James Buswell and James Winn perform Shostakovich's Violin Sonata
The NCMF musicians gather 'round to marvel at the piano eight-hands piece that concluded the Festival on New Year's Eve
The week after the Festival, we held the twentieth annual College Concerto Competition. Thirteen wonderful young musicians took part, and there was general consensus that, overall, this was the strongest field of competitors we’ve had in many years. Our first prize winner was pianist Jiyang Chen, a former student of James Winn who is now attending the Eastman School of Music. On March 10 and 11 he’ll return to Reno to perform the Piano Concerto No. 2 by Johannes Brahms, the work with which he won the Competition, with Maestro Kuchar and the Orchestra. That same concert will feature William Barton, the great master of the Australian didgeridoo, in World and American premiere performances. Demand for tickets for these concerts is likely to be high, so get yours soon at (775) 348-9413.

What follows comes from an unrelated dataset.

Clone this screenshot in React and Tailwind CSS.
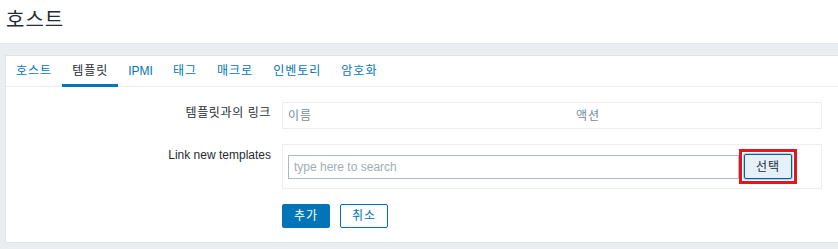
const tabs = ['호스트', '템플릿', 'IPMI', '태그', '매크로', '인벤토리', '암호화'];

export default function App() {
  const active = '템플릿';

  return (
    <div className="w-[838px] h-[249px] overflow-hidden bg-[#ebeef0] font-['Liberation_Sans','Noto_Sans_CJK_KR',sans-serif] text-[12px] text-[#1f2c33]">
      {/* Page header */}
      <div className="h-[44px] bg-white border-b border-[#dfe4e7] pl-[6px] pt-[8px]">
        <h1 className="text-[20px] leading-[24px] font-normal tracking-[1px] text-[#1f2c33]">호스트</h1>
      </div>

      <div className="pt-[11px] pl-[5px]">
        <div className="w-[850px] bg-white border border-[#dfe4e7] pb-[14px]">
          {/* Tabs */}
          <div className="flex border-b border-[#ebeef0]">
            {tabs.map((t) => (
              <div
                key={t}
                className={`h-[31px] px-[10px] pt-[2px] flex items-center -mb-px border-b-[3px] ${
                  t === 'IPMI' ? '' : 'tracking-[1px]'
                } ${t === active ? 'border-[#0275b8] text-[#1f2c33]' : 'border-transparent text-[#0275b8]'}`}
              >
                {t}
              </div>
            ))}
          </div>

          {/* Form */}
          <div className="pt-[15px] flex flex-col gap-[15px]">
            <div className="flex">
              <div className="w-[265px] text-right leading-[14px] pt-[4px] tracking-[0.6px]">템플릿과의 링크</div>
              <div className="ml-[11px] w-[540px] h-[27px] border border-[#ebeef0] grid grid-cols-[288px_1fr] items-center text-[#768d99] tracking-[1px]">
                <div className="pl-[5px]">이름</div>
                <div className="pl-[5px]">액션</div>
              </div>
            </div>

            <div className="flex">
              <div className="w-[265px] text-right leading-[14px] pt-[4px]">Link new templates</div>
              <div className="ml-[11px] w-[540px] h-[45px] border border-[#ebeef0] pl-[5px] pr-[24px] pt-[10px] pb-[9px] flex items-start">
                <input
                  type="text"
                  placeholder="type here to search"
                  className="flex-1 min-w-0 h-[24px] border border-[#acbbc2] px-[5px] text-[12px] placeholder-[#a3adb3] outline-none"
                />
                <span className="-mt-[6px] border-[3px] border-[#e3161d] p-[2px] flex">
                  <button className="w-[48px] h-[25px] bg-[#e5f0fa] border border-[#0f5e96] rounded-[2px] shadow-[0_0_0_1px_#a9d2f0] text-[#1f2c33] text-[12px] tracking-[1px]">
                    선택
                  </button>
                </span>
              </div>
            </div>

            <div className="flex pl-[276px] gap-[10px]">
              <button className="w-[48px] h-[24px] bg-[#0275b8] border border-[#0275b8] rounded-[2px] text-white text-[12px] tracking-[1px]">
                추가
              </button>
              <button className="w-[48px] h-[24px] bg-white border border-[#0275b8] rounded-[2px] text-[#0275b8] text-[12px] tracking-[1px]">
                취소
              </button>
            </div>
          </div>
        </div>
      </div>
    </div>
  );
}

After the Competition, we had a week or so to prepare for the RCO’s January 20 and 21 concerts. Possibly our best attended concerts of the season to date, the performances featured the masterful cellist Alexander Ivashkin in the Cello Concerto No. 2 by Shostakovich, another of the composer’s late, bleak, but intensely moving and colorful works. The concerts opened with a lovely sonata by the early Baroque composer Giovanni Legrenzi, and concluded with Beethoven’s extraverted Symphony No. 8. We were all very happy with how the concerts went, and we got a rather glowing review from Jack Neal as well.
So now we have a few weeks to get geared up for the March performances. After I take a few days off to try to gather up the remains of my sanity, I will be starting to prepare the March concert program, as well as writing some foundation grant proposals for the 2007-2008 season, details of which we’re hoping to announce at the March concerts.
Scott Faulkner and I have committed ourselves to keeping this blog constantly active and updated, so look forward to more regular updates. And thanks for reading!